Fifty-three-year-old Steven Pinker may look like a rock star, but he is actually a linguistics explorer, hunting around the sentences and syntax of human language for clues (he calls them “rabbit holes”) to the inner world of the human brain. His favorite rabbit hole is verbs—what they mean, how they are used in sentences, and how, according to his latest book, The Stuff of Thought, kids “figure it all out.” Why so much attention to verbs? Pinker confesses in part it’s simply because he finds them fascinating. As one of his colleagues remarked, “They really are your little friends, aren’t they?”
For more than a quarter century, Pinker has been a driving force in linguistics theory, analyzing language in labs at MIT, Stanford University, and Harvard University, where he is currently the Johnstone Family Professor of Psychology. At MIT he studied colleague Noam Chomsky’s theory of an “innate grammar,” testing to what extent language is biologically programmed. His research suggests that language is an instinct, an evolutionary adaptation that is partly hardwired into our brains and partly learned. This work led Pinker to develop his theory of the evolution of the mind and the source of language. He wrote about his work in four popular books: The Language Instinct (1994), How the Mind Works (1997), Words and Rules (1999), and The Blank Slate (2002). Although his books present scientific research, they have twice been finalists for the Pulitzer Prize in part because they’re so much fun to read, with Pinker’s creative weaving of movie dialogue, snippets from novels, news headlines, Yiddishisms, even bits from comic strips.
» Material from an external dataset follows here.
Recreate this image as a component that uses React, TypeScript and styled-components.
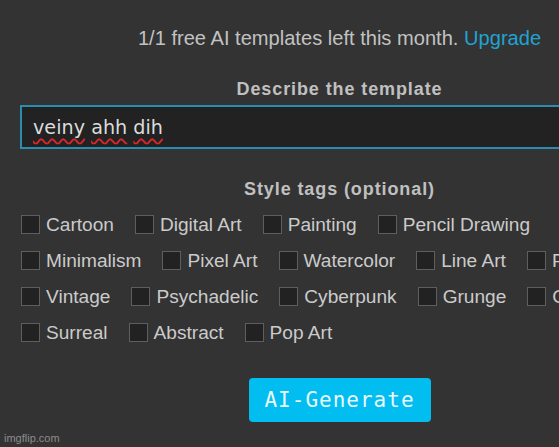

In his books Pinker argues that the brain at birth is not simply a blank slate to be shaped by culture and experience. Rather, it comes programmed with many behavioral dispositions and talents. In other words, human nature is to some extent innate and shaped by natural selection. Not surprisingly, Pinker’s ideas have been at the center of some heated debates, most notably a recent controversy at Harvard, in which university president Lawrence Summers offered innate gender differences as a possible explanation for the dearth of women in the sciences.